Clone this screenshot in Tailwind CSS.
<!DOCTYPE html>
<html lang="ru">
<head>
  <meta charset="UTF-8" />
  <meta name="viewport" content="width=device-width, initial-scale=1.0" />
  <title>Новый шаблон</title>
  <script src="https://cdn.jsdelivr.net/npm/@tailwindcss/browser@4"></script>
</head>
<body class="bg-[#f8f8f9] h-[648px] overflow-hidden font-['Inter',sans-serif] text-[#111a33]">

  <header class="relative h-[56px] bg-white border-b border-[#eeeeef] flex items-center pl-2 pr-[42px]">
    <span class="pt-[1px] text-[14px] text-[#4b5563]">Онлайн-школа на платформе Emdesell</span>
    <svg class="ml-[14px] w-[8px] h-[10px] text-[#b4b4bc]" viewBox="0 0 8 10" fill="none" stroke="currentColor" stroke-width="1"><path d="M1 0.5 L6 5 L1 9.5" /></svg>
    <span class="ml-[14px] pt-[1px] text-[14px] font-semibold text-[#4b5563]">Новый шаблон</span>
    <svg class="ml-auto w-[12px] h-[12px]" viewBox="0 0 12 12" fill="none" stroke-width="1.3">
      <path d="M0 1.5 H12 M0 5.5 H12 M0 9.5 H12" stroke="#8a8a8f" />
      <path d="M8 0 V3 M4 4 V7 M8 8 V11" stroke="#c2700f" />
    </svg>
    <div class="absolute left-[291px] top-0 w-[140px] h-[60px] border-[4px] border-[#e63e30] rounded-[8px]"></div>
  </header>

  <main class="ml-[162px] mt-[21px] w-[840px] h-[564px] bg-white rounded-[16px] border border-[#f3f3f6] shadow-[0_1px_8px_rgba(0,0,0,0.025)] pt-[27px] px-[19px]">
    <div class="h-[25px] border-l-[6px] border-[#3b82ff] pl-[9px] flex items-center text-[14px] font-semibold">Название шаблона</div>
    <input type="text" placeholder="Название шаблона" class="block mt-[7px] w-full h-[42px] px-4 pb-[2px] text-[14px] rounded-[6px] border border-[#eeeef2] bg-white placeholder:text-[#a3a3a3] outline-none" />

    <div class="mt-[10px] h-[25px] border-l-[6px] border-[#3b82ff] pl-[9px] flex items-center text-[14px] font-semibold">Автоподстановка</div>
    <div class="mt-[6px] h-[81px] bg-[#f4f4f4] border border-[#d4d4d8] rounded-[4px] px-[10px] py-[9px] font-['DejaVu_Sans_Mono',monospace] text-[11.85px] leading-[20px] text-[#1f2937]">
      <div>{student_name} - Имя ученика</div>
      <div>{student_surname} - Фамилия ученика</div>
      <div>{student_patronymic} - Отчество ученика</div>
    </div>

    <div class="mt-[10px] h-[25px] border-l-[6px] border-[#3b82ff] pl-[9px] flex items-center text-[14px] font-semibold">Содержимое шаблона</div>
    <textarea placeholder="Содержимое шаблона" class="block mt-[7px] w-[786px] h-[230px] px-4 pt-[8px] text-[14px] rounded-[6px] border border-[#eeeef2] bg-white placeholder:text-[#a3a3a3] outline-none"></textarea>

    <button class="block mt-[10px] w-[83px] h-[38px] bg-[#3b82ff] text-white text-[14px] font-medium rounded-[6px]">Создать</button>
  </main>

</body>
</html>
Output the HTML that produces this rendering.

○ ○ ○ ○

→ WHAT THE TASK ASKS: Quote the listing word for word from its first line through the line in which "h-[648px] overflow-hidden font-['Inter',sans-serif]" appears.

→ RESULT FOR THIS EXERCISE:
Clone this screenshot in Tailwind CSS.
<!DOCTYPE html>
<html lang="ru">
<head>
  <meta charset="UTF-8" />
  <meta name="viewport" content="width=device-width, initial-scale=1.0" />
  <title>Новый шаблон</title>
  <script src="https://cdn.jsdelivr.net/npm/@tailwindcss/browser@4"></script>
</head>
<body class="bg-[#f8f8f9] h-[648px] overflow-hidden font-['Inter',sans-serif] text-[#111a33]">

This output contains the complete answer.